Stated goal:
Go through the entries below and pick out every line with "components".

Listing:
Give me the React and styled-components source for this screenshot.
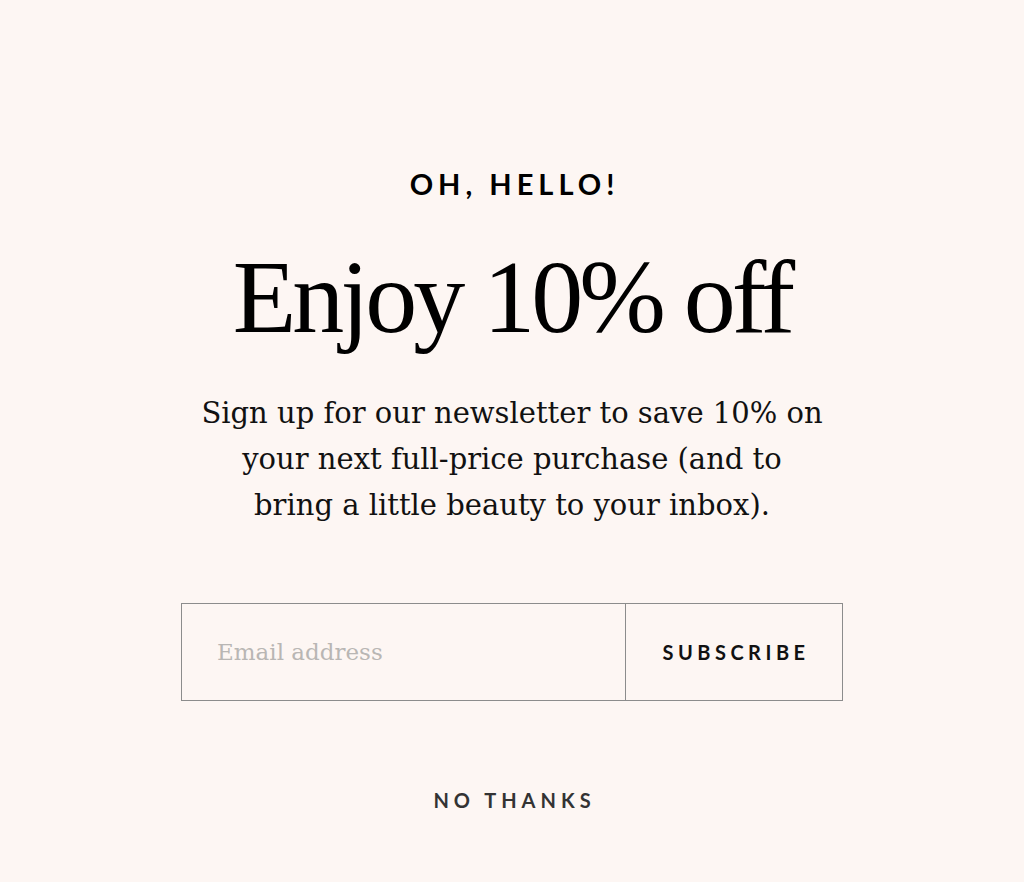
import styled, { createGlobalStyle } from "styled-components";

const GlobalStyle = createGlobalStyle`
  html, body {
    margin: 0;
    padding: 0;
    background: #fdf6f3;
  }
  * {
    box-sizing: border-box;
  }
`;

export default function App() {
  return (
    <Page>
      <GlobalStyle />
      <Modal>
        <Eyebrow>OH, HELLO!</Eyebrow>
        <Title>Enjoy 10% off</Title>
        <Lead>
          Sign up for our newsletter to save 10% on
          <br />
          your next full-price purchase (and to
          <br />
          bring a little beauty to your inbox).
        </Lead>
        <Form onSubmit={(e) => e.preventDefault()}>
          <EmailInput type="email" placeholder="Email address" />
          <SubscribeButton type="submit">SUBSCRIBE</SubscribeButton>
        </Form>
        <DismissButton type="button">NO THANKS</DismissButton>
      </Modal>
    </Page>
  );
}

const Page = styled.div`
  min-height: 882px;
  width: 1024px;
  background: #fdf6f3;
  display: flex;
  justify-content: center;
`;

const Modal = styled.div`
  display: flex;
  flex-direction: column;
  align-items: center;
  padding-top: 166px;
`;

const Eyebrow = styled.h3`
  margin: 0;
  font-family: "Lato", "Inter", sans-serif;
  font-weight: 700;
  font-size: 29px;
  line-height: 36px;
  letter-spacing: 5px;
  padding-left: 5px;
  color: #000;
  -webkit-text-stroke: 0;
`;

const Title = styled.h1`
  margin: 40px 0 0;
  font-family: "Liberation Serif", "Times New Roman", serif;
  font-weight: 400;
  font-size: 104px;
  line-height: 110px;
  letter-spacing: -4px;
  color: #000;
`;

const Lead = styled.p`
  margin: 38px 0 0;
  font-family: "DejaVu Serif", Georgia, serif;
  font-size: 29px;
  line-height: 46px;
  text-align: center;
  color: #111;
`;

const Form = styled.form`
  margin-top: 75px;
  width: 662px;
  height: 98px;
  display: flex;
  border: 1px solid #8c8c8c;
`;

const EmailInput = styled.input`
  flex: 1;
  min-width: 0;
  border: none;
  outline: none;
  background: transparent;
  padding: 0 35px;
  font-family: "DejaVu Serif", Georgia, serif;
  font-size: 23px;
  color: #111;

  &::placeholder {
    color: #b9b6b4;
  }
`;

const SubscribeButton = styled.button`
  width: 217px;
  border: none;
  border-left: 1px solid #8c8c8c;
  background: transparent;
  font-family: "Lato", "Inter", sans-serif;
  font-weight: 700;
  font-size: 20px;
  letter-spacing: 4.5px;
  color: #111;
  cursor: pointer;
  padding: 0 0 0 4px;
`;

const DismissButton = styled.button`
  margin-top: 87px;
  border: none;
  background: transparent;
  font-family: "Lato", "Inter", sans-serif;
  font-weight: 700;
  font-size: 20px;
  letter-spacing: 5px;
  color: #333;
  cursor: pointer;
  padding: 0 0 0 5px;
`;
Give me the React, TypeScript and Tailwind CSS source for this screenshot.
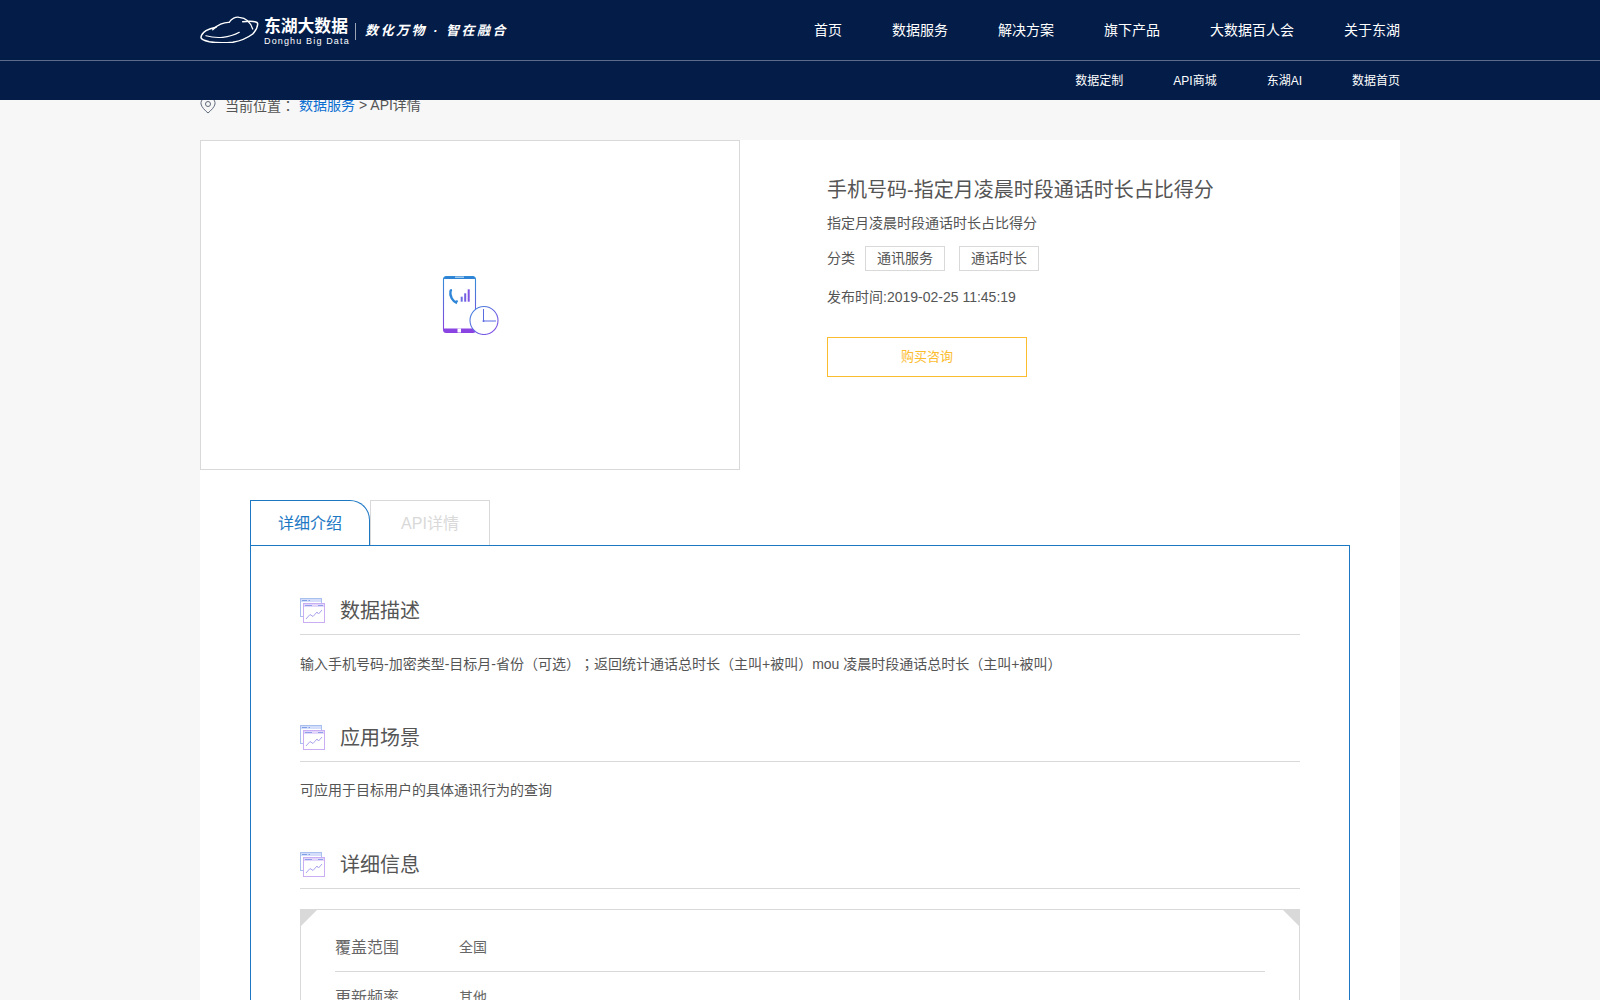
import React from 'react';

const fontStack = { fontFamily: '"Liberation Sans", "Noto Sans CJK SC", sans-serif' };

const mainNav = ['首页', '数据服务', '解决方案', '旗下产品', '大数据百人会', '关于东湖'];
const subNav = ['数据定制', 'API商城', '东湖AI', '数据首页'];

const Logo = () => (
  <div className="flex items-center pt-[2px] text-white">
    <svg className="-mt-[5px]" width="60" height="28" viewBox="0 0 60 28" fill="none" stroke="white" strokeLinecap="round">
      <path d="M12.700 14.700 C17 10 24 7 29.300 7.300 C31 3.500 36 1.500 39.300 2.300 C45 2.800 50 5.500 52.700 14" strokeWidth="1.300" />
      <path d="M42.700 6.700 C50 5.800 58 6 57.700 9 C57.500 13 55 16.500 52.700 19 C46 24 40 26 32.700 27.300 C25 28 16 28 9.300 26.700 C4 25.500 .8 24 1 22.300 C1.200 19.500 3.500 17.500 6 15.700 C9 14 12.500 13 16 12.300" strokeWidth="1.500" />
      <path d="M6 20.700 C12 22.500 17 22.800 22.700 22.300 C29 21.700 34.500 20 39.300 17.300" strokeWidth="1.200" />
    </svg>
    <div className="ml-[4px] w-[84px]">
      <div className="text-[16.800px] font-bold leading-[19px] whitespace-nowrap">东湖大数据</div>
      <div className="text-[9px] leading-[10px] tracking-[1.150px] whitespace-nowrap">Donghu Big Data</div>
    </div>
    <div className="ml-[7px] h-[17px] w-px bg-white/60" />
    <div className="ml-[9px] text-[13px] italic font-bold tracking-[2.500px] whitespace-nowrap">数化万物 · 智在融合</div>
  </div>
);

const Header = () => (
  <header className="relative z-10 h-[100px] bg-[#031c48] text-white">
    <div className="h-[61px] border-b border-[#5c6d8a]">
      <div className="mx-auto flex h-full w-[1200px] items-center justify-between">
        <Logo />
        <nav className="flex gap-[50px] text-[14px]">
          {mainNav.map((item) => (
            <a key={item}>{item}</a>
          ))}
        </nav>
      </div>
    </div>
    <div className="mx-auto flex h-[39px] w-[1200px] items-center justify-end gap-[50px] text-[12px]">
      {subNav.map((item) => (
        <a key={item}>{item}</a>
      ))}
    </div>
  </header>
);

const PinIcon = () => (
  <svg width="16" height="20" viewBox="0 0 16 20" fill="none" stroke="#5f6b7c" strokeWidth="1">
    <path d="M4 3.200 C1.600 4.600 .7 7 1 9 C1.500 12 5 15.500 8 18 C11 15.500 14.500 12 15 9 C15.300 7 14.400 4.600 12 3.200" />
    <circle cx="8" cy="9" r="2.500" />
  </svg>
);

const PhoneArt = () => (
  <svg width="60" height="60" viewBox="0 0 60 60" fill="none">
    <defs>
      <linearGradient id="phoneGrad" x1="0" y1="0" x2="0" y2="1">
        <stop offset="0" stopColor="#2f8fd8" />
        <stop offset="1" stopColor="#8a3fe0" />
      </linearGradient>
      <linearGradient id="barGrad" x1="0" y1="0" x2="1" y2="1">
        <stop offset="0" stopColor="#3f86dc" />
        <stop offset="1" stopColor="#8a4be6" />
      </linearGradient>
    </defs>
    <rect x="3.500" y="1.500" width="32" height="56" rx="3" stroke="url(#phoneGrad)" strokeWidth="1.100" fill="white" />
    <path d="M4 4 V3.500 Q4 1.500 6 1.500 H33 Q35 1.500 35 3.500 V4 Z" fill="#2f83d4" />
    <path d="M4 53.500 V55.500 Q4 57.500 6 57.500 H33 Q35 57.500 35 55.500 V53.500 Z" fill="#8a44e2" />
    <rect x="15" y="1.500" width="9" height="1.500" fill="#9fc9ec" />
    <rect x="17.500" y="53.500" width="3.500" height="4" fill="white" />
    <path d="M10.500 15.500 C9.500 21 12.500 26.500 17 28" stroke="#2f86d8" strokeWidth="2.400" />
    <path d="M10 15.500 L12 15 M16 27.500 L17.500 25.500" stroke="#2f86d8" strokeWidth="2" />
    <rect x="20.700" y="21.700" width="2" height="5" fill="#6a6ee0" />
    <rect x="24.200" y="18.300" width="2" height="8.400" fill="#7560e2" />
    <rect x="27.700" y="14.300" width="2" height="12.400" fill="#8054e4" />
    <circle cx="44" cy="45.500" r="14" fill="white" stroke="url(#barGrad)" strokeWidth="1.100" />
    <path d="M43.500 34 V46 H56" stroke="#5a6ce0" strokeWidth="1" />
    <circle cx="43.500" cy="46" r="1" fill="#5a6ce0" />
  </svg>
);

const SectionIcon = () => (
  <svg width="25" height="25" viewBox="0 0 25 25" fill="none">
    <rect x=".5" y=".5" width="21" height="18" fill="white" stroke="#a9c0ee" />
    <rect x="1" y="1" width="20" height="3" fill="#d4defa" />
    <path d="M2 2.500 H7 M8.500 2.500 H10" stroke="#7f9fe6" />
    <rect x="3.500" y="5.500" width="21" height="19" fill="white" stroke="#c9aef4" />
    <rect x="4" y="6" width="20" height="3" fill="#e2d6fb" />
    <path d="M5 7.500 H12 M18 7.500 H23" stroke="#8fa0ea" />
    <path d="M6 21 L10 16.500 L13 18.500 L17 14 L18.500 16 L22 12" stroke="#a9a4ec" />
  </svg>
);

const SectionHeading = ({ title }: { title: string }) => (
  <div className="flex h-[50px] items-center gap-[15px] border-b border-[#d9d9d9] pt-[2px]">
    <SectionIcon />
    <h3 className="text-[20px] text-[#555]">{title}</h3>
  </div>
);

const Section = ({ title, children }: { title: string; children: React.ReactNode }) => (
  <section className="h-[127px]">
    <SectionHeading title={title} />
    <p className="mt-[18px] text-[14px] leading-[20px] text-[#555] [text-spacing-trim:space-all]">{children}</p>
  </section>
);

const InfoRow = ({ label, value }: { label: string; value: string }) => (
  <div className="flex h-[50px] items-center border-b border-[#d9d9d9] pt-[2px]">
    <div className="w-[124px] text-[16px] text-[#666]">{label}</div>
    <div className="text-[14px] text-[#666]">{value}</div>
  </div>
);

const App = () => (
  <div className="h-[1000px] overflow-hidden bg-[#f7f7f7]" style={fontStack}>
    <Header />
    <main className="mx-auto w-[1200px]">
      <div className="-mt-[5px] flex h-[45px] items-start text-[14px] leading-[20px] text-[#555] [text-spacing-trim:space-all]">
        <PinIcon />
        <span className="ml-[9px]">当前位置<span className="font-['Noto_Sans_CJK_TC']">：</span></span>
        <a className="ml-[4px] text-[#0a6ed1]">数据服务</a>
        <span className="ml-[4px]">&gt; API详情</span>
      </div>
      <div className="bg-white">
        <div className="flex">
          <div className="flex h-[330px] w-[540px] items-center justify-center border border-[#d9d9d9]">
            <PhoneArt />
          </div>
          <div className="ml-[87px] pt-[36px] text-[14px] text-[#555]">
            <h1 className="text-[20px] leading-[28px]">手机号码-指定月凌晨时段通话时长占比得分</h1>
            <p className="mt-[9px] leading-[20px]">指定月凌晨时段通话时长占比得分</p>
            <div className="mt-[13px] flex items-center">
              <span className="w-[38px]">分类</span>
              <span className="flex h-[25px] w-[80px] items-center justify-center border border-[#d9d9d9]">通讯服务</span>
              <span className="ml-[14px] flex h-[25px] w-[80px] items-center justify-center border border-[#d9d9d9]">通话时长</span>
            </div>
            <p className="mt-[16px] leading-[20px]">发布时间:2019-02-25 11:45:19</p>
            <button className="mt-[30px] h-[40px] w-[200px] border border-[#fbbc2e] text-[13px] text-[#fbbc2e]">购买咨询</button>
          </div>
        </div>
        <div className="px-[50px] pt-[30px]">
          <div className="flex h-[45px]">
            <div className="flex h-[45px] w-[120px] items-center justify-center rounded-tr-[20px] border border-b-0 border-[#1d78c4] pt-[2px] text-[16px] text-[#1d78c4]">详细介绍</div>
            <div className="flex h-[45px] w-[120px] items-center justify-center border border-b-0 border-[#d9d9d9] pt-[2px] text-[16px] text-[#d9d9d9]">API详情</div>
          </div>
          <div className="border border-[#1d78c4] px-[49px] pt-[39px] pb-[40px]">
            <Section title="数据描述">
              输入手机号码-加密类型-目标月-省份（可选）<span className="font-['Noto_Sans_CJK_TC']">；</span>返回统计通话总时长（主叫+被叫）mou 凌晨时段通话总时长（主叫+被叫）
            </Section>
            <Section title="应用场景">可应用于目标用户的具体通讯行为的查询</Section>
            <SectionHeading title="详细信息" />
            <div className="relative mt-[20px] border border-[#d9d9d9] px-[34px] pt-[12px]">
              <div className="absolute -left-px -top-px h-[18px] w-[18px] bg-[#d9d9d9] [clip-path:polygon(0_0,100%_0,0_100%)]" />
              <div className="absolute -right-px -top-px h-[18px] w-[18px] bg-[#d9d9d9] [clip-path:polygon(0_0,100%_0,100%_100%)]" />
              <InfoRow label="覆盖范围" value="全国" />
              <InfoRow label="更新频率" value="其他" />
            </div>
          </div>
        </div>
      </div>
    </main>
  </div>
);

export default App;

Task result:
Give me the React and styled-components source for this screenshot.
import styled, { createGlobalStyle } from "styled-components";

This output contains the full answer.